Problem to work on >> Using the records below, locate all lines containing "React" and return them.

Records with interface code >>
----

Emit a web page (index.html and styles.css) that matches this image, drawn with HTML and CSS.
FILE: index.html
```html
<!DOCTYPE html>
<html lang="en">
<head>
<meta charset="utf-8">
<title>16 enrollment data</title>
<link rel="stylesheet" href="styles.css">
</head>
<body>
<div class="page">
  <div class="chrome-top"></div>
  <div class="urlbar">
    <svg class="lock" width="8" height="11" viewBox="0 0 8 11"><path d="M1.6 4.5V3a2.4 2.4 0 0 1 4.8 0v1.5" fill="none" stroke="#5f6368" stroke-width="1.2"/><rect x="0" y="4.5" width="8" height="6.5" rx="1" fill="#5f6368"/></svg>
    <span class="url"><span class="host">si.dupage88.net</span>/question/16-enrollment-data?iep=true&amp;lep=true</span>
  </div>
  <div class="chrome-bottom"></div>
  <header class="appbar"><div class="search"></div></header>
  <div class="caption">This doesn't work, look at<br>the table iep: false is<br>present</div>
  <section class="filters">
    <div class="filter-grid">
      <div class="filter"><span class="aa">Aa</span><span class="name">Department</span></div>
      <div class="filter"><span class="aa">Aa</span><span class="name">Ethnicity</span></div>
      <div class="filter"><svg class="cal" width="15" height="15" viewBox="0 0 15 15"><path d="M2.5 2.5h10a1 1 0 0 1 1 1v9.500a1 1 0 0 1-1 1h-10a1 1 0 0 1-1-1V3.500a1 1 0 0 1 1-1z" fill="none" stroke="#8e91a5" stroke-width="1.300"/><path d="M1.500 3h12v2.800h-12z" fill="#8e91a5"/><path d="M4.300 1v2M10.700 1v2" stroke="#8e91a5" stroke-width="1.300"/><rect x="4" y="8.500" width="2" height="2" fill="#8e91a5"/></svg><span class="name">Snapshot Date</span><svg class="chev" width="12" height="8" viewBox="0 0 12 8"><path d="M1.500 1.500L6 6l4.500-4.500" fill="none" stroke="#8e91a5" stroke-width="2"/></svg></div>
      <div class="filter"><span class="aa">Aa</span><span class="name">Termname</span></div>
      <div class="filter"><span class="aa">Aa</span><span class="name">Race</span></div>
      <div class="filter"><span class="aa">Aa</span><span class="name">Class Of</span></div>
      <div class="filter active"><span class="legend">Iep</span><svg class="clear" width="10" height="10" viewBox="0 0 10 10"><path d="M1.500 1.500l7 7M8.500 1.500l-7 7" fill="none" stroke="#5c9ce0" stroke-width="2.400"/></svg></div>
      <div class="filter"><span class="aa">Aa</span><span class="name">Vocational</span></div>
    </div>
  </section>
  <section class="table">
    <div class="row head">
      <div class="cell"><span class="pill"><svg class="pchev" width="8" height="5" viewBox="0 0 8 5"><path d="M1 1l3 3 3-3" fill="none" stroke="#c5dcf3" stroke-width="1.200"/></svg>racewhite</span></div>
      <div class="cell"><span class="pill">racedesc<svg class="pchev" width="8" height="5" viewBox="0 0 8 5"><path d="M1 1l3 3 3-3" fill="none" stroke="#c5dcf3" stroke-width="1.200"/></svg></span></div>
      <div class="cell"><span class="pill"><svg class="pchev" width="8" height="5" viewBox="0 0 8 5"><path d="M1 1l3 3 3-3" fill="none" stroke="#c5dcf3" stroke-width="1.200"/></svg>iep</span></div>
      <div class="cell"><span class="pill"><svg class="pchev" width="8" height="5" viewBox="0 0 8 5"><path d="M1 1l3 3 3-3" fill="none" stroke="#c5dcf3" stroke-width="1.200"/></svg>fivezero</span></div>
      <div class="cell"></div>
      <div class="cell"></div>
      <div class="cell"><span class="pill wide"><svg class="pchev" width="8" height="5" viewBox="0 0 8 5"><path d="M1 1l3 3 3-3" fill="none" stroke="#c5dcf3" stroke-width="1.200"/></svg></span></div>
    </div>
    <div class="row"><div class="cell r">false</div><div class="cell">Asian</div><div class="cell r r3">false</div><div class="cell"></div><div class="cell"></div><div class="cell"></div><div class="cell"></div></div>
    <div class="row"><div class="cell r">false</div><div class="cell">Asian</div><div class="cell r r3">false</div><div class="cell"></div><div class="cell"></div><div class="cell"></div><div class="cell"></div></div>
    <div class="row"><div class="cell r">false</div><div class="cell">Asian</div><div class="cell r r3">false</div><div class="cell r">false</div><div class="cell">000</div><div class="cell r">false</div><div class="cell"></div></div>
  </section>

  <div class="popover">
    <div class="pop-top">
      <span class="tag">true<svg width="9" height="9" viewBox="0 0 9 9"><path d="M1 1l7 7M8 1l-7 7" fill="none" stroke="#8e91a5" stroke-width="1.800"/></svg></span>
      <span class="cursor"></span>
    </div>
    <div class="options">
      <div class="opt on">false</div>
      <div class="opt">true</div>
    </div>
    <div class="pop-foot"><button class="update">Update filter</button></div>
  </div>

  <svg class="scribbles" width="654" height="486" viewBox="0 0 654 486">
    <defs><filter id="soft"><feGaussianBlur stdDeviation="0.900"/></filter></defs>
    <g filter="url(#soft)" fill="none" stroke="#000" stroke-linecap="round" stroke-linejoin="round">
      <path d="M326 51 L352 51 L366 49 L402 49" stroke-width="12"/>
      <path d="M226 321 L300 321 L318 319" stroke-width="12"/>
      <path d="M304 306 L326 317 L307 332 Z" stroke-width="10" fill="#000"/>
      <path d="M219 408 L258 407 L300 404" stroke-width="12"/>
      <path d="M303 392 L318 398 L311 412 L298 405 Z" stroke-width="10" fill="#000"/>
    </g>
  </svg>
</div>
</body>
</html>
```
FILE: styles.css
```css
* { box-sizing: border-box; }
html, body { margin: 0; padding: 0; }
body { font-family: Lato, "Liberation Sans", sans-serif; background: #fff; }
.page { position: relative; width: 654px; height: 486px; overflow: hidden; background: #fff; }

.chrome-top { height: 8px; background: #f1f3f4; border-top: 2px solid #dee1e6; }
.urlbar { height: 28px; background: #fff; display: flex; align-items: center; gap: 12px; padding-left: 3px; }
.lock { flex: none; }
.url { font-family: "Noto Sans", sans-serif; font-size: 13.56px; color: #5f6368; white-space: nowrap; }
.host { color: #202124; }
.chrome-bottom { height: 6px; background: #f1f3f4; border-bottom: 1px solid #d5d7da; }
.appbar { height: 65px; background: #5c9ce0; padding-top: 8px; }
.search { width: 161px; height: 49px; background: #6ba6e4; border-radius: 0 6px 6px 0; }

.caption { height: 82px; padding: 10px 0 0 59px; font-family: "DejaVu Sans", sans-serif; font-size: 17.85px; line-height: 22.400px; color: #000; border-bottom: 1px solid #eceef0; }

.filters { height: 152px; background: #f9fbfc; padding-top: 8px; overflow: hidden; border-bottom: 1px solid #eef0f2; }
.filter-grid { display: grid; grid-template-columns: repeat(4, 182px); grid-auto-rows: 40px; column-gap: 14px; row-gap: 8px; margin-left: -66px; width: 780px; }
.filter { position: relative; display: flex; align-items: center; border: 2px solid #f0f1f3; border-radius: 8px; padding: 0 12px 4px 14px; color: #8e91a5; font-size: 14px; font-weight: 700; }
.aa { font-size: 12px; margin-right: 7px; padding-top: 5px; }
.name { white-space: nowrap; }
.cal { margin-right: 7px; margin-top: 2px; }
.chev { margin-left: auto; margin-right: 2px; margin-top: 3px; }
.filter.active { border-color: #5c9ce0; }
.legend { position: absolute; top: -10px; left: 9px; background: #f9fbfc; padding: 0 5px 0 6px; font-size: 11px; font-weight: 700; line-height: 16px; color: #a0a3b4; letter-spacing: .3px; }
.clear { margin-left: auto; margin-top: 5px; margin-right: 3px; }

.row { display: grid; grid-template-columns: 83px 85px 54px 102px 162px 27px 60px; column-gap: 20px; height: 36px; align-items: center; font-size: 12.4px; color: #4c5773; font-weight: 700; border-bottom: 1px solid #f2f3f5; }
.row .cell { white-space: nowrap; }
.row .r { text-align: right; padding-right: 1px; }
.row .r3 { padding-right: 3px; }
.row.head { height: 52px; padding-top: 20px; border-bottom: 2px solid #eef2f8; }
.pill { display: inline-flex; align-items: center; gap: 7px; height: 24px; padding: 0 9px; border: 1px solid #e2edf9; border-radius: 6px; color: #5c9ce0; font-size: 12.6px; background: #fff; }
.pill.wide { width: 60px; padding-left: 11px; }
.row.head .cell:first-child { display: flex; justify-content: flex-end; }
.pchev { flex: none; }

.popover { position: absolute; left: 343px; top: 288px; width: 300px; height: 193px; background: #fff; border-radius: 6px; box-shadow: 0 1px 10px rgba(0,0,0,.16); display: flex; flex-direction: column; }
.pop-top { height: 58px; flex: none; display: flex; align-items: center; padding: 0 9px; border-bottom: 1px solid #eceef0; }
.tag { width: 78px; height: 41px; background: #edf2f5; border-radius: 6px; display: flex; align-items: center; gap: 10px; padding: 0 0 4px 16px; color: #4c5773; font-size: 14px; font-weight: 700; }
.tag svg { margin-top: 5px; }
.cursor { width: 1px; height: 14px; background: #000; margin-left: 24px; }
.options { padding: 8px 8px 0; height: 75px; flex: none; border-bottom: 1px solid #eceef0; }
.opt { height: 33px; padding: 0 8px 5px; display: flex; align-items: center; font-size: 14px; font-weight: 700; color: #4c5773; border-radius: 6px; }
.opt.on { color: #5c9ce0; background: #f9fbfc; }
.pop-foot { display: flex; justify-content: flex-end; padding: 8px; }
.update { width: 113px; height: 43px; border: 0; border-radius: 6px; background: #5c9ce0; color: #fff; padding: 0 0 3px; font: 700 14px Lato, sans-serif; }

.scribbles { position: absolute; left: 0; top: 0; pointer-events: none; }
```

----

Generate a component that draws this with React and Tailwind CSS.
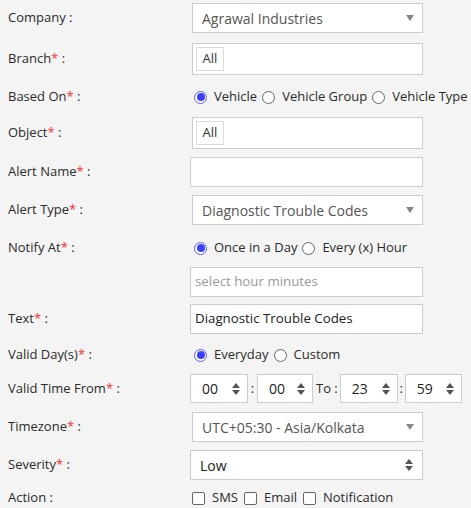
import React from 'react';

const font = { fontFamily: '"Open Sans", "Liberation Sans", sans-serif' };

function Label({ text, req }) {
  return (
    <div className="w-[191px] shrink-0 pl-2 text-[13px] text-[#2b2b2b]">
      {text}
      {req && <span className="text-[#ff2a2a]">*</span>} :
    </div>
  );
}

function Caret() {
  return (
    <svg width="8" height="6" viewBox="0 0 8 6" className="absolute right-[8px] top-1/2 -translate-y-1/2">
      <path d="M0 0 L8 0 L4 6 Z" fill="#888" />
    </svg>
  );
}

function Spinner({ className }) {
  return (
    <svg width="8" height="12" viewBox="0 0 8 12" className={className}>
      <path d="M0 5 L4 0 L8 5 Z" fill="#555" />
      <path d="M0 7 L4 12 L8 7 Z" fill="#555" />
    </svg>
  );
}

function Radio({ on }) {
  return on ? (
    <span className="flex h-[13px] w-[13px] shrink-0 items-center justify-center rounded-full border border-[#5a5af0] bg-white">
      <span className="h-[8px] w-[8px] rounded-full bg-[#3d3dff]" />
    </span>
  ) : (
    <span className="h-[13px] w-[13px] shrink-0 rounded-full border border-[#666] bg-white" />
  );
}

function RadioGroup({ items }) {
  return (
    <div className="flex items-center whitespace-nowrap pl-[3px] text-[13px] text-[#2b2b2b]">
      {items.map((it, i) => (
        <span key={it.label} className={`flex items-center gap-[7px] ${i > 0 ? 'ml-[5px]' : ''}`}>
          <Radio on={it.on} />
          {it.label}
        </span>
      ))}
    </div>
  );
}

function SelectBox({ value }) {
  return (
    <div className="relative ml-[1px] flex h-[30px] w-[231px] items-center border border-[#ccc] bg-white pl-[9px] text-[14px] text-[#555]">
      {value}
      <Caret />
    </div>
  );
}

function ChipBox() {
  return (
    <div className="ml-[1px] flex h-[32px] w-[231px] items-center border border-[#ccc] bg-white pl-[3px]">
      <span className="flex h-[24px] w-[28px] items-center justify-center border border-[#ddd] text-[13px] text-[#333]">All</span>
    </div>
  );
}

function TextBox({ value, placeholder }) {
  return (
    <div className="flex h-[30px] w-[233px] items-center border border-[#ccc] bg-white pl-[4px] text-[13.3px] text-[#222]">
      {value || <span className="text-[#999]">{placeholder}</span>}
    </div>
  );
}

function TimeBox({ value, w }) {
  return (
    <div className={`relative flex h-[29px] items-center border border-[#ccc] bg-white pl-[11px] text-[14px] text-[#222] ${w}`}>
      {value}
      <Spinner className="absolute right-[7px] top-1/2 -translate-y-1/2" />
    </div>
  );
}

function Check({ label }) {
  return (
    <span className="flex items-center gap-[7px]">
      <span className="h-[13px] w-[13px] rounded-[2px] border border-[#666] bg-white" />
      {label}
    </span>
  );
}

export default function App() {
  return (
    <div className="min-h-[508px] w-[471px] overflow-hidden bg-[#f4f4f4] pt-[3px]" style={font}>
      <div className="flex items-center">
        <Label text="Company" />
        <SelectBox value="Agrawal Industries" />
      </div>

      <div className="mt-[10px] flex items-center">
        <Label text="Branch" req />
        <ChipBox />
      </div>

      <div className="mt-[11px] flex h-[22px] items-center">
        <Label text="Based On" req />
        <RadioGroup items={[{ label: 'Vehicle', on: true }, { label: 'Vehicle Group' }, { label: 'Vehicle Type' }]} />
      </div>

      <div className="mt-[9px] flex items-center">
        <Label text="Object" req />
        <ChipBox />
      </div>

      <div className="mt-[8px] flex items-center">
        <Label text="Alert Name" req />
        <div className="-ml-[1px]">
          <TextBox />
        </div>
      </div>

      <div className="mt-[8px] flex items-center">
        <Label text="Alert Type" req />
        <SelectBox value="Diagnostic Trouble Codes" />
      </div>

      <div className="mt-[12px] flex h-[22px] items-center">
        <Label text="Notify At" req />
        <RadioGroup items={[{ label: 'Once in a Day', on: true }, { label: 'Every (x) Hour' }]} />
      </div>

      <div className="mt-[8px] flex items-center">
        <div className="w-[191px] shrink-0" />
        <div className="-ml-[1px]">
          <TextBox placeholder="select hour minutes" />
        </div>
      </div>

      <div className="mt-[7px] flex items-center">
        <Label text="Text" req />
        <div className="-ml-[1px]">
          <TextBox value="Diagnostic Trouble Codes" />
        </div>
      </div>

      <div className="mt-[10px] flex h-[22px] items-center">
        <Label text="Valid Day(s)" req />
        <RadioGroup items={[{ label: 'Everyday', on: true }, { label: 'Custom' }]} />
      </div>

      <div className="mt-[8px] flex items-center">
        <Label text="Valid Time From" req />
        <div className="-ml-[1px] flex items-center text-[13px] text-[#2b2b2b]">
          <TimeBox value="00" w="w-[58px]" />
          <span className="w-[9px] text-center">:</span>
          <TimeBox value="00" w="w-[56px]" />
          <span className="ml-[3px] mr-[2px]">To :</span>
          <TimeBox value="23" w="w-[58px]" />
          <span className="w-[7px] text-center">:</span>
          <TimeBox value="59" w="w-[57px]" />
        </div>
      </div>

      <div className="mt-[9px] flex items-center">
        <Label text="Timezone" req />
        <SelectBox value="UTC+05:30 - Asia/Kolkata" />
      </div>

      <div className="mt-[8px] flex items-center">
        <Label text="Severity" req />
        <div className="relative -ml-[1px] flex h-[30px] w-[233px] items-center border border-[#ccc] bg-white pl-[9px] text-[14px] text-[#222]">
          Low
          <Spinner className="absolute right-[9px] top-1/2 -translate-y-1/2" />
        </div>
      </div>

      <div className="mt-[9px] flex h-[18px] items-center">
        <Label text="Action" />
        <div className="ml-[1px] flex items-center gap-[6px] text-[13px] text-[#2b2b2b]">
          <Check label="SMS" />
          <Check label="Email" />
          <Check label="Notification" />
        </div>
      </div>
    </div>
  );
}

----

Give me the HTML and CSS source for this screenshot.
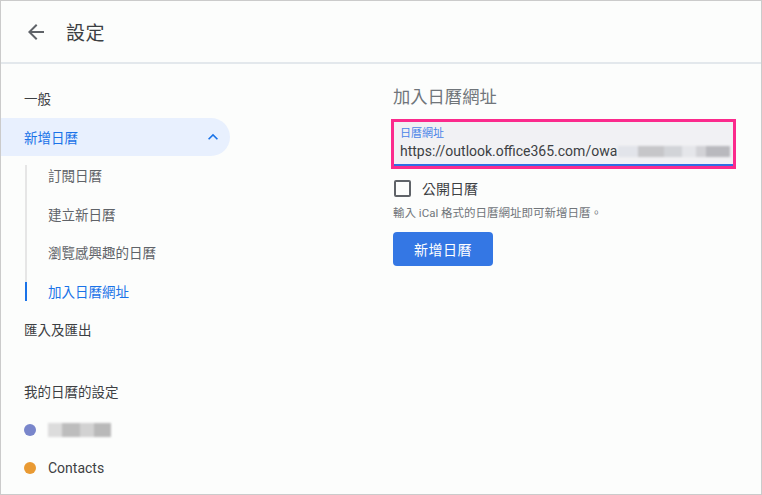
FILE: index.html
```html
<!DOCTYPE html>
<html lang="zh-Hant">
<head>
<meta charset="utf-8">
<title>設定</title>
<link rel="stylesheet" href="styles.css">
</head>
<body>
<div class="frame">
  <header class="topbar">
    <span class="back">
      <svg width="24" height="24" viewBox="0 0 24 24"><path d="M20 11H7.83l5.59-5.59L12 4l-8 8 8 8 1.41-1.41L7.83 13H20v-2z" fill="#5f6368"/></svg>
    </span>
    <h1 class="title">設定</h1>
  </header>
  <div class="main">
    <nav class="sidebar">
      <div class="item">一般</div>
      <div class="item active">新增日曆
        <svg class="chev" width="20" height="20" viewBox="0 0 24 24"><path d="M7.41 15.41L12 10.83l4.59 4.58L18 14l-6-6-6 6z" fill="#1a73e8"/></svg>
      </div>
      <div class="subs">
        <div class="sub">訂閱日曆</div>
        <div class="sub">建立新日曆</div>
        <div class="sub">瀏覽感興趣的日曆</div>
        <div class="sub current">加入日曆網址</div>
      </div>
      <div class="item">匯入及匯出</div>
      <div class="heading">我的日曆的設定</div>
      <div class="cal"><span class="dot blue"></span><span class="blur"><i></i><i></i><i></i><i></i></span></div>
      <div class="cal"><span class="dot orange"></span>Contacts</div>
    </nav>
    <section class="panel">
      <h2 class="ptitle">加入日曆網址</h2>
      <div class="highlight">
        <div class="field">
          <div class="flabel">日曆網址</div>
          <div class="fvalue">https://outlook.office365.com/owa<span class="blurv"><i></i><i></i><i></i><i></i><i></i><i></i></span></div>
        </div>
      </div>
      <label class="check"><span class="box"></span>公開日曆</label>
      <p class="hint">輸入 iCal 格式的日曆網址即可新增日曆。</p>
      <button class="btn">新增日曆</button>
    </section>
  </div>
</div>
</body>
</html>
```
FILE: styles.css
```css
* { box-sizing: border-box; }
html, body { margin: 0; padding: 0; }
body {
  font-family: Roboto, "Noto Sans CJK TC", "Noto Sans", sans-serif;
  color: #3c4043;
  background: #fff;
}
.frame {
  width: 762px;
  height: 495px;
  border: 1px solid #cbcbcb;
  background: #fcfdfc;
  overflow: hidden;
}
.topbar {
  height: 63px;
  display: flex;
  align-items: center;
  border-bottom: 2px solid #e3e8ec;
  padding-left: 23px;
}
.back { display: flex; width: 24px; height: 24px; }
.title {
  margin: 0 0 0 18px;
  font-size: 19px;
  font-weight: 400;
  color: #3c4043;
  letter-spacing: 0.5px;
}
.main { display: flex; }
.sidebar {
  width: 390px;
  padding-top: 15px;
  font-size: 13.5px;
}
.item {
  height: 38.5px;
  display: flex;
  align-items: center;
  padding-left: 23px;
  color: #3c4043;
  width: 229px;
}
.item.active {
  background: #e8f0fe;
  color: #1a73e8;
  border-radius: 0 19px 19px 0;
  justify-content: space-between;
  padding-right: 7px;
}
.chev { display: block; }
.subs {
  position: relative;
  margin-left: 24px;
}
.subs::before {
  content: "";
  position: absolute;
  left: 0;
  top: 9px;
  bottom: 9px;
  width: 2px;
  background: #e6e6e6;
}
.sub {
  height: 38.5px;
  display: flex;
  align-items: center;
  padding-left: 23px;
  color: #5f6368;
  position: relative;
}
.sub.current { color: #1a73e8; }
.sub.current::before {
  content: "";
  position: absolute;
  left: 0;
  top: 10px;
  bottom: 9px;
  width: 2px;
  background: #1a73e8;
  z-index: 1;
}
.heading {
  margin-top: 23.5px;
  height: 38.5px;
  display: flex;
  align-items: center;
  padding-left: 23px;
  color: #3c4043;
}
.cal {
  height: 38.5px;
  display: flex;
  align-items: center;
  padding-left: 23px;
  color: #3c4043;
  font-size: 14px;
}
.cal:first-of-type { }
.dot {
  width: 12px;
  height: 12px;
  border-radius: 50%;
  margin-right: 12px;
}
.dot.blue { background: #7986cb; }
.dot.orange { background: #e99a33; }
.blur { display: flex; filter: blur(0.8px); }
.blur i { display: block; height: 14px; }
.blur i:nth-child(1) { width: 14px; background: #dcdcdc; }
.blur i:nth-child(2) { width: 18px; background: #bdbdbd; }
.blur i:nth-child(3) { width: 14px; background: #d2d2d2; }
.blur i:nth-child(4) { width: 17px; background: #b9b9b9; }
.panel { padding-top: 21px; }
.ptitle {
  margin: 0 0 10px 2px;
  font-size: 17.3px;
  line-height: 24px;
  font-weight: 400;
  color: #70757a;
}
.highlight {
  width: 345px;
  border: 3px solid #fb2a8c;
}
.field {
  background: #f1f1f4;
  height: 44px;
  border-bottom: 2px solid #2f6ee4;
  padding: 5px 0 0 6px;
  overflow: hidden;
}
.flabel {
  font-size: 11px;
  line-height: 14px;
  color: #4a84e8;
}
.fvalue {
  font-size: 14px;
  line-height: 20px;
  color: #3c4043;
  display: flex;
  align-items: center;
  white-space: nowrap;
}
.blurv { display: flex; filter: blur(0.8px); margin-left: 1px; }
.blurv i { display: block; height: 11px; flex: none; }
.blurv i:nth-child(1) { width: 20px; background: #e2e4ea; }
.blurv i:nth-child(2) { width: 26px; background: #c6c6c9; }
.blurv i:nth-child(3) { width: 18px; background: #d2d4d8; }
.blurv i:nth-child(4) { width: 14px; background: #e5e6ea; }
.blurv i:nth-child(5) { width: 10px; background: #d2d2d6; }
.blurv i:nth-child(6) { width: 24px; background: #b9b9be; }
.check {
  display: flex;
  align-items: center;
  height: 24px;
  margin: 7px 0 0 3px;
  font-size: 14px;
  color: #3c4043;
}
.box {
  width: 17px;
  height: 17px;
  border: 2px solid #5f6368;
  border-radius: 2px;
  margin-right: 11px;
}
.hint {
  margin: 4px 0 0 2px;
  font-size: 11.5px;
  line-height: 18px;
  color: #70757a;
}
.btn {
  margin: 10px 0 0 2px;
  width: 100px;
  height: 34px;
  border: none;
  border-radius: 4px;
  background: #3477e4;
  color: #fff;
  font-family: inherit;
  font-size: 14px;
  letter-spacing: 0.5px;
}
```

----

Solution to the exercise >>
Generate a component that draws this with React and Tailwind CSS.
import React from 'react';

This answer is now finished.